Even the “lack of intrinsic value” argument that seems to be married to Bitcoin news resembles some of the arguments brought forth against the printing of books: In the 16th century, abbot Johann Trithemius, a lexicographer, argued that printing shouldn’t replace the work of the monks. For one, because he liked monks, and secondly, because printed books were not of “real” value as their paper just wasn’t as “permanent” as the parchment used by the monks. This argument was further solidified by the belief that the mere act of printing a book meant that you didn’t understand your subject, which is reflected in his famous saying: “He who ceases from zeal for writing because of printing is no true lover of the Scriptures.”
Addictive loudspeakers & electrocuting doorbells
Basically, the negative narratives accompanied every great technology of the modern age.
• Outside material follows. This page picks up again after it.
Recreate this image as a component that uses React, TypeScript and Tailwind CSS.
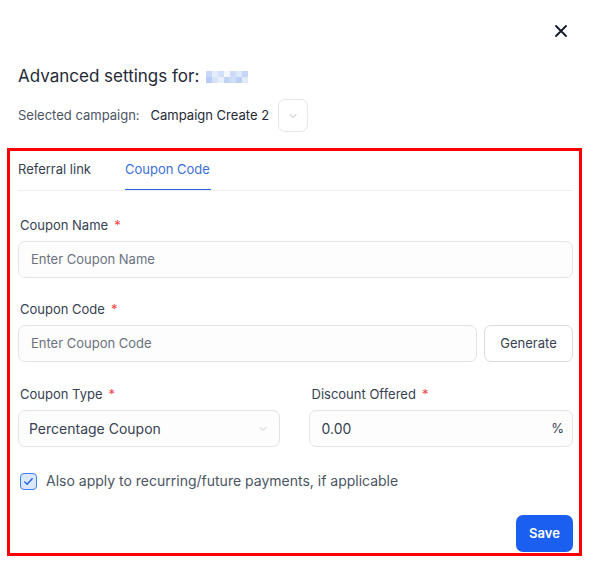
import React from "react";

const Chevron = ({ className = "" }: { className?: string }) => (
  <svg className={className} width="12" height="12" viewBox="0 0 24 24" fill="none" stroke="currentColor" strokeWidth="1.5" strokeLinecap="round" strokeLinejoin="round">
    <path d="M6 9l6 6 6-6" />
  </svg>
);

const Label = ({ children }: { children: React.ReactNode }) => (
  <div className="flex items-center h-4 text-[13px] text-[#374151] pl-[2px] mb-[7px]">
    <span>{children}</span>
    <span className="text-[#ef4444] ml-[6px]">*</span>
  </div>
);

const blur = [
  ["#c9d8f7", "#e4ebfb", "#d3dff8", "#f3f6fd", "#cddbf8", "#dfe7fa", "#c5d5f7"],
  ["#b7cbf5", "#d8e3f9", "#e9eefc", "#c2d3f6", "#d0ddf8", "#bcd0f6", "#e1e9fb"],
];

export default function App() {
  return (
    <div className="w-[590px] h-[567px] bg-white relative" style={{ fontFamily: "Inter, 'Noto Sans', sans-serif" }}>
      <div className="flex justify-end pt-[24px] pr-[22px]">
        <svg width="14" height="14" viewBox="0 0 14 14" fill="none" stroke="#111827" strokeWidth="1.8" strokeLinecap="round">
          <path d="M2 2l10 10M12 2L2 12" />
        </svg>
      </div>
      <div className="pl-[18px] mt-[28px] flex items-center h-[22px]">
        <span className="text-[17px] text-[#1f2937]">Advanced settings for:</span>
        <span className="ml-[7px] flex flex-col">
          {blur.map((row, i) => (
            <span key={i} className="flex">
              {row.map((c, j) => (
                <span key={j} className="w-[6px] h-[6px]" style={{ backgroundColor: c }} />
              ))}
            </span>
          ))}
        </span>
      </div>
      <div className="pl-[18px] mt-[11px] flex items-center h-[33px]">
        <span className="text-[13px] text-[#4b5563]">Selected campaign:</span>
        <span className="ml-[11px] text-[13px] text-[#1f2937]">Campaign Create 2</span>
        <button className="ml-[9px] w-[30px] h-[33px] rounded-[7px] border border-[#e5e7eb] flex items-center justify-center text-[#9ca3af]">
          <Chevron />
        </button>
      </div>
      <div className="absolute left-[7px] top-[148px] w-[575px] h-[408px] border-[3px] border-[#ff0000] pl-[8px] pr-[6px] flex flex-col">
        <div className="flex border-b border-[#eceef3] h-[40px]">
          <div className="text-[13px] text-[#374151] pt-[8px] leading-[20px]">Referral link</div>
          <div className="ml-[34px] text-[13px] text-[#3b6fe0] pt-[8px] leading-[20px] border-b-[1.5px] border-[#2f66e0] px-0 w-[86px]">Coupon Code</div>
        </div>
        <div className="mt-[27px]">
          <Label>Coupon Name</Label>
          <div className="h-[37px] rounded-[7px] border border-[#e2e4e8] bg-[#fdfdfd] flex items-center px-[12px] text-[13px] text-[#6b7280]">Enter Coupon Name</div>
        </div>
        <div className="mt-[24px]">
          <Label>Coupon Code</Label>
          <div className="flex gap-[7px]">
            <div className="flex-1 h-[37px] rounded-[7px] border border-[#e2e4e8] bg-[#fdfdfd] flex items-center px-[12px] text-[13px] text-[#6b7280]">Enter Coupon Code</div>
            <button className="w-[89px] h-[37px] rounded-[7px] border border-[#d9dce1] text-[13px] text-[#374151] bg-white">Generate</button>
          </div>
        </div>
        <div className="mt-[25px] grid grid-cols-2 gap-[30px]">
          <div>
            <Label>Coupon Type</Label>
            <div className="w-[262px] h-[37px] rounded-[7px] border border-[#e2e4e8] bg-[#fdfdfd] flex items-center justify-between pl-[10px] pr-[10px] text-[14px] text-[#374151]">
              <span>Percentage Coupon</span>
              <Chevron className="text-[#b0b5bd]" />
            </div>
          </div>
          <div className="-ml-[1px]">
            <Label>Discount Offered</Label>
            <div className="-ml-[1px] h-[37px] rounded-[7px] border border-[#e2e4e8] bg-[#fdfdfd] flex items-center justify-between pl-[12px] pr-[8px] text-[14px] text-[#374151]">
              <span>0.00</span>
              <span className="text-[13px]">%</span>
            </div>
          </div>
        </div>
        <div className="mt-[24px] flex items-center pl-[2px]">
          <div className="w-[17px] h-[17px] rounded-[4px] border-[1.5px] border-[#3b82f6] bg-[#dbe7fd] flex items-center justify-center">
            <svg width="11" height="11" viewBox="0 0 12 12" fill="none" stroke="#2563eb" strokeWidth="1.6" strokeLinecap="round" strokeLinejoin="round">
              <path d="M2 6.5l2.5 2.5L10 3" />
            </svg>
          </div>
          <span className="ml-[9px] text-[14px] leading-[20px] text-[#4b5563]">Also apply to recurring/future payments, if applicable</span>
        </div>
        <div className="mt-[24px] flex justify-end">
          <button className="w-[57px] h-[37px] rounded-[7px] bg-[#1a5ff0] text-white text-[13px] font-semibold">Save</button>
        </div>
      </div>
    </div>
  );
}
The information overload theme was recycled time and again, even for the arrival of the radio. In 1936, a music magazine with the forward-thinking title “Gramophone” condemned the radio for instilling in children the habit of dividing their attention quickly between assignments and the addictive loudspeaker. When electricity came to light up our cities, many deemed it too dangerous. Apparently, even U.S. President Benjamin Harrison had White House staff turn the lights on and off for him because he was scared to get electrocuted. This fear of new technology even extended to electric doorbells. They took a long time to be accepted for similar reasons.
The Technophobia Movement
Alongside all the aforementioned patterns, there’s also pure technophobia based on a fear of disruption. In fact, this is at least an honest phenomenon — striking back at the thing that threatens your existence. It became a sort of movement in England at the dawn of the industrial revolution. With the development of new machines that were capable of doing the work of skilled craftsmen using unskilled, underpaid men, women, and children, those who worked a trade began to fear for their livelihoods. In 1675, a group of weavers destroyed machines that replaced their jobs. By 1727, the destruction had become so prevalent that it was declared a capital offense.
Therefore, negative news isn’t indicative of a failing technology. In fact, it’s almost like the opposite is true. More often than not, when the same arguments emerge repeatedly, with themes such as moral decline, information overload, or a threat to mental and physical health, chances are it’s the result of a state of shock. If you really want to understand the potential impact of a new piece of technology, try to understand instead what problems it proposes to solve and how fast it grows. If it grows like Bitcoin, don’t worry — it will change life as we know it.